Turkey's strictly secular society forbids the wearing of religious dress in state-owned buildings, but the laws have rarely been enforced in the universities. However, Istanbul's rector re-introduced the ban earlier this year and the controversy has now become a battle of wills between supporters of the secular state and the powerful Islamic community.

Following large demonstrations and growing tension, the rector announced a compromise where- by the ban would only be enforced at the beginning of the next academic year. But just as students attended their end-of-year exams, he re-introduced it.

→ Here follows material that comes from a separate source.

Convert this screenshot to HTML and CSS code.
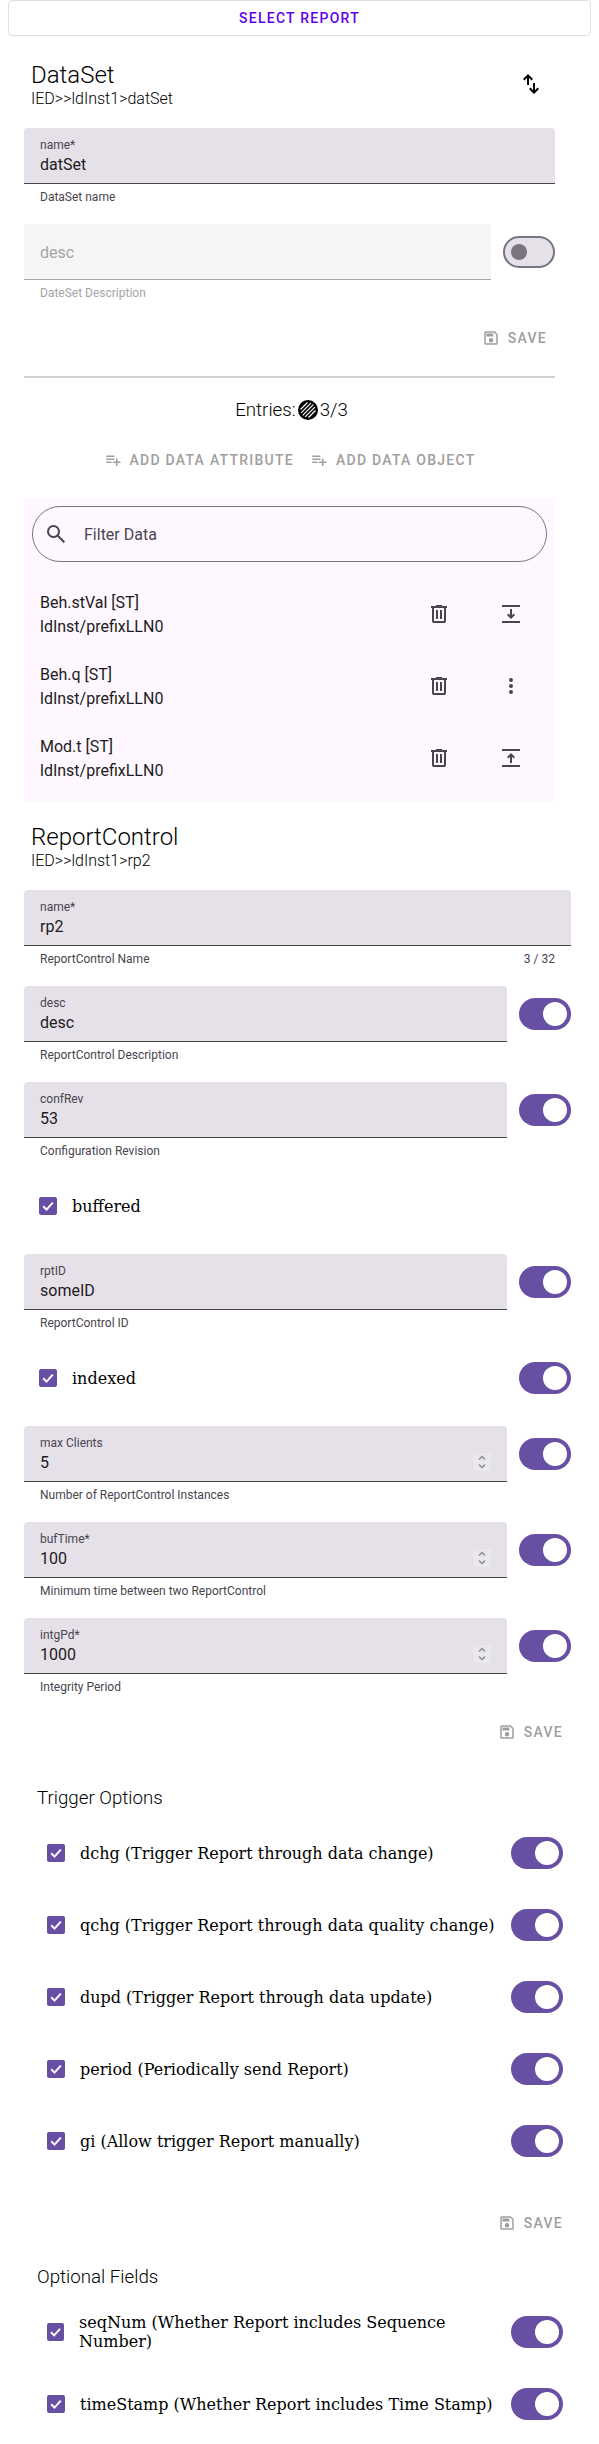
FILE: index.html
```
<!DOCTYPE html>
<html lang="en">
<head>
<meta charset="utf-8">
<title>Report Control</title>
<link rel="stylesheet" href="styles.css">
</head>
<body>
<svg class="sprite" aria-hidden="true">
  <symbol id="save" viewBox="0 0 24 24"><path fill-rule="evenodd" d="M17 3H5a2 2 0 0 0-2 2v14a2 2 0 0 0 2 2h14a2 2 0 0 0 2-2V7l-4-4zm2 16H5V5h11.2L19 7.8V19zM12 12a3 3 0 1 0 0 6 3 3 0 0 0 0-6zM6 6h9v4H6z"/></symbol>
  <symbol id="add" viewBox="0 0 24 24"><path d="M14 10H3v2h11v-2zm0-4H3v2h11V6zm4 8v-4h-2v4h-4v2h4v4h2v-4h4v-2h-4zM3 16h7v-2H3v2z"/></symbol>
  <symbol id="trash" viewBox="0 0 24 24"><path d="M7 21q-.83 0-1.41-.59T5 19V6H4V4h5V3h6v1h5v2h-1v13q0 .83-.59 1.41T17 21H7zM17 6H7v13h10V6zM9 17h2V8H9v9zm4 0h2V8h-2v9z"/></symbol>
  <symbol id="down" viewBox="0 0 24 24"><path d="M3 21v-2h18v2H3zM12 17l-4-4 1.4-1.4 1.6 1.55V7h2v6.15l1.6-1.55L16 13l-4 4zM3 5V3h18v2H3z" /></symbol>
  <symbol id="up" viewBox="0 0 24 24"><path d="M3 21v-2h18v2H3zM11 17v-6.15L9.4 12.4 8 11l4-4 4 4-1.4 1.4-1.6-1.55V17h-2zM3 5V3h18v2H3z"/></symbol>
  <symbol id="more" viewBox="0 0 24 24"><circle cx="12" cy="6" r="2"/><circle cx="12" cy="12" r="2"/><circle cx="12" cy="18" r="2"/></symbol>
  <symbol id="search" viewBox="0 0 24 24"><path d="M19.6 21l-6.3-6.3A6.1 6.1 0 0 1 9.5 16 6.5 6.5 0 1 1 16 9.500a6.100 6.100 0 0 1-1.300 3.800l6.300 6.300-1.400 1.400zM9.500 14A4.500 4.500 0 1 0 5 9.500 4.500 4.500 0 0 0 9.500 14z"/></symbol>
  <symbol id="swap" viewBox="0 0 24 24"><path d="M8 13V5.825L5.425 8.400 4 7l5-5 5 5-1.425 1.400L10 5.825V13H8zm7 9l-5-5 1.425-1.400L14 18.175V11h2v7.175l2.575-2.575L20 17l-5 5z"/></symbol>
  <symbol id="check" viewBox="0 0 18 18"><path d="M4.200 9.300l3.300 3.300 6.300-7" fill="none" stroke="#fff" stroke-width="2"/></symbol>
  <symbol id="spin" viewBox="0 0 18 18"><path d="M6 6.500l3-3 3 3M6 11.500l3 3 3-3" fill="none" stroke="#8d8b91" stroke-width="1.500"/></symbol>
  <symbol id="hatch" viewBox="0 0 20 20"><circle cx="10" cy="10" r="10"/><path d="M2.500 9.500l7-7M3.100 12.900l9.800-9.800M4.700 15.300L15.300 4.700M7.100 16.900l9.800-9.800M10.500 17.500l7-7" stroke="#fff" stroke-width="1.200"/></symbol>
</svg>

<button class="select">Select Report</button>

<section class="dataset">
  <header class="head">
    <div><h2>DataSet</h2><p class="path">IED&gt;&gt;ldInst1&gt;datSet</p></div>
    <svg class="icon swap"><use href="#swap"/></svg>
  </header>
  <div class="row"><div class="field"><div class="box"><span class="label">name*</span><span class="value">datSet</span></div><div class="help"><span>DataSet name</span></div></div></div>
  <div class="row"><div class="field disabled"><div class="box"><span class="value">desc</span></div><div class="help"><span>DateSet Description</span></div></div><span class="switch off"></span></div>
  <div class="actions"><button class="btn"><svg><use href="#save"/></svg>Save</button></div>
  <hr>
  <h3 class="entries">Entries:<svg><use href="#hatch"/></svg>3/3</h3>
  <div class="adders">
    <button class="btn"><svg><use href="#add"/></svg>Add data attribute</button>
    <button class="btn"><svg><use href="#add"/></svg>Add data object</button>
  </div>
  <div class="list">
    <div class="search"><svg class="icon"><use href="#search"/></svg><span>Filter Data</span></div>
    <div class="item"><div class="text"><span>Beh.stVal [ST]</span><span>ldInst/prefixLLN0</span></div><svg class="icon"><use href="#trash"/></svg><svg class="icon"><use href="#down"/></svg></div>
    <div class="item"><div class="text"><span>Beh.q [ST]</span><span>ldInst/prefixLLN0</span></div><svg class="icon"><use href="#trash"/></svg><svg class="icon"><use href="#more"/></svg></div>
    <div class="item"><div class="text"><span>Mod.t [ST]</span><span>ldInst/prefixLLN0</span></div><svg class="icon"><use href="#trash"/></svg><svg class="icon"><use href="#up"/></svg></div>
  </div>
</section>

<section class="report">
  <header class="head">
    <div><h2>ReportControl</h2><p class="path">IED&gt;&gt;ldInst1&gt;rp2</p></div>
  </header>
  <div class="row"><div class="field"><div class="box"><span class="label">name*</span><span class="value">rp2</span></div><div class="help"><span>ReportControl Name</span><span>3 / 32</span></div></div></div>
  <div class="row"><div class="field"><div class="box"><span class="label">desc</span><span class="value">desc</span></div><div class="help"><span>ReportControl Description</span></div></div><span class="switch"></span></div>
  <div class="row"><div class="field"><div class="box"><span class="label">confRev</span><span class="value">53</span></div><div class="help"><span>Configuration Revision</span></div></div><span class="switch"></span></div>
  <div class="checkrow tall"><svg class="check"><use href="#check"/></svg><span>buffered</span></div>
  <div class="row"><div class="field"><div class="box"><span class="label">rptID</span><span class="value">someID</span></div><div class="help"><span>ReportControl ID</span></div></div><span class="switch"></span></div>
  <div class="checkrow tall"><svg class="check"><use href="#check"/></svg><span>indexed</span><span class="switch"></span></div>
  <div class="row"><div class="field"><div class="box"><span class="label">max Clients</span><span class="value">5</span><svg class="spin"><use href="#spin"/></svg></div><div class="help"><span>Number of ReportControl Instances</span></div></div><span class="switch"></span></div>
  <div class="row"><div class="field"><div class="box"><span class="label">bufTime*</span><span class="value">100</span><svg class="spin"><use href="#spin"/></svg></div><div class="help"><span>Minimum time between two ReportControl</span></div></div><span class="switch"></span></div>
  <div class="row"><div class="field"><div class="box"><span class="label">intgPd*</span><span class="value">1000</span><svg class="spin"><use href="#spin"/></svg></div><div class="help"><span>Integrity Period</span></div></div><span class="switch"></span></div>
  <div class="actions"><button class="btn"><svg><use href="#save"/></svg>Save</button></div>

  <div class="group trigger">
    <h3>Trigger Options</h3>
    <div class="checkrow"><svg class="check"><use href="#check"/></svg><span>dchg (Trigger Report through data change)</span><span class="switch"></span></div>
    <div class="checkrow"><svg class="check"><use href="#check"/></svg><span>qchg (Trigger Report through data quality change)</span><span class="switch"></span></div>
    <div class="checkrow"><svg class="check"><use href="#check"/></svg><span>dupd (Trigger Report through data update)</span><span class="switch"></span></div>
    <div class="checkrow"><svg class="check"><use href="#check"/></svg><span>period (Periodically send Report)</span><span class="switch"></span></div>
    <div class="checkrow"><svg class="check"><use href="#check"/></svg><span>gi (Allow trigger Report manually)</span><span class="switch"></span></div>
  </div>
  <div class="actions late"><button class="btn"><svg><use href="#save"/></svg>Save</button></div>

  <div class="group optional">
    <h3>Optional Fields</h3>
    <div class="checkrow"><svg class="check narrow"><use href="#check"/></svg><span>seqNum (Whether Report includes Sequence Number)</span><span class="switch"></span></div>
    <div class="checkrow"><svg class="check"><use href="#check"/></svg><span>timeStamp (Whether Report includes Time Stamp)</span><span class="switch"></span></div>
  </div>
</section>
</body>
</html>
```
FILE: styles.css
```
* { box-sizing: border-box; }
body { margin: 0 8px; height: 2444px; overflow: hidden; background: #fff; color: #000; font-family: Roboto, sans-serif; }
.sprite { position: absolute; width: 0; height: 0; }
svg { flex: none; fill: currentColor; }
h2, h3, p { margin: 0; font-weight: 300; }
button { font: 500 14px/34px Roboto, sans-serif; letter-spacing: 1.25px; text-transform: uppercase; background: none; border: 0; padding: 0; }
.select { display: block; width: 100%; height: 36px; border: 1px solid #e0e0e0; border-radius: 4px; color: #6200ee; }
.icon { width: 24px; height: 24px; }

.dataset { width: 531px; margin-left: 16px; }
.report { width: 547px; margin-left: 16px; }
.head { display: flex; justify-content: space-between; height: 92px; padding: 24px 12px 0 7px; }
.report .head { height: 88px; padding-top: 20px; }
h2 { font-size: 24px; line-height: 30px; }
.path { font-size: 16px; line-height: 18px; }
.swap { margin-top: 12px; }

.row { display: flex; gap: 12px; height: 96px; }
.field { flex: 1; }
.box { display: flex; flex-direction: column; position: relative; height: 56px; padding: 9px 16px 7px; background: #e6e0e9; border-bottom: 1px solid #49454f; border-radius: 4px 4px 0 0; }
.label { font-size: 12px; line-height: 16px; color: #49454f; }
.value { font-size: 16px; line-height: 24px; color: #1d1b20; }
.help { display: flex; justify-content: space-between; padding: 5px 16px 0; font-size: 12px; line-height: 16px; color: #49454f; }
.disabled .box { justify-content: center; background: #f5f5f5; border-color: #a5a4a7; }
.disabled .value, .disabled .help { color: #a5a4a7; }
.spin { position: absolute; right: 16px; bottom: 10px; width: 18px; height: 18px; background: #e9e8ec; }

.switch { flex: none; width: 52px; height: 32px; margin-top: 12px; padding: 4px; border-radius: 16px; background: #6750a4; }
.switch::after { content: ""; display: block; width: 24px; height: 24px; margin-left: auto; border-radius: 50%; background: #fff; }
.switch.off { padding: 6px; border: 2px solid #79747e; background: #e6e0e9; }
.switch.off::after { width: 16px; height: 16px; margin-left: 0; background: #79747e; }

.actions { display: flex; justify-content: flex-end; height: 36px; }
.btn { display: flex; align-items: center; gap: 8px; height: 36px; padding: 0 8px; color: #9e9e9e; line-height: 36px; }
.btn svg { width: 18px; height: 18px; }
hr { height: 2px; margin: 20px 0 0; border: 0; background: #d1d1d1; }
h3 { font-size: 18.72px; line-height: 22px; }
.entries { display: flex; justify-content: center; align-items: center; gap: 2px; margin-top: 21px; padding-left: 4px; }
.entries svg { width: 20px; height: 20px; }
.adders { display: flex; justify-content: center; margin: 21px 0 20px; }

.list { height: 304px; padding: 8px; background: #fef7ff; color: #49454f; }
.search { display: flex; align-items: center; gap: 16px; height: 56px; margin-bottom: 16px; padding: 0 11px; border: 1px solid #79747e; border-radius: 28px; font-size: 16px; }
.item { display: flex; align-items: center; height: 72px; padding: 0 24px 0 8px; gap: 48px; }
.text { display: flex; flex-direction: column; flex: 1; padding-top: 2px; font-size: 16px; line-height: 24px; color: #1d1b20; }

.checkrow { display: flex; align-items: center; height: 72px; font: 16px/19px "DejaVu Serif", serif; }
.checkrow .switch { margin: 0 0 0 auto; }
.check { width: 18px; height: 18px; margin: 0 15px; border-radius: 2px; background: #6750a4; }
.check.narrow { width: 17px; }
.tall { height: 56px; margin-bottom: 20px; }
.group { padding: 0 8px; }
.group h3 { padding-left: 5px; margin-bottom: 8px; }
.trigger { margin-top: 37px; }
.late { margin-top: 28px; }
.optional { margin-top: 25px; }
```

Earlier this month, thousands of students protested outside the main campus in Beyazit Square, which has been a focal point of numerous demonstrations. Baton-wielding police with dogs attacked the protesters while armoured cars stood by. There were more than 20 injuries and numerous arrests. The change in tactics is seen as an increasingly tough stance taken by the state towards the students.

The university authorities have also started to exercise new powers to clamp down on student protesters. Eighteen who were about to take their finals were told they were expelled for taking part in protests.

YOK, the ruling university authority, has given universities the right to expel any student taking part in protests, including those off university premises.

This week 2,000 Istanbul students marched from the city to Ankara, about 200 miles away, joined by 20,000 other marchers. Security was said to be tight in the capital as the marchers arrived on Wednesday.

The army, which sees itself as the guardian of the secular state, has become increasingly impatient with the lack of progress on the clampdown on Islamic activities, and one area of concern is the controversy over headscarves.

Generals have called for the laws on religious dress by students to be strictly enforced.

Some students are trying to avoid the ban by wearing nylon wigs on top of their headscarves. A wig seller in Istanbul has claimed record sales from customers, he claims.

The ban on religious dress will extend to all universities from the beginning of the next academic year.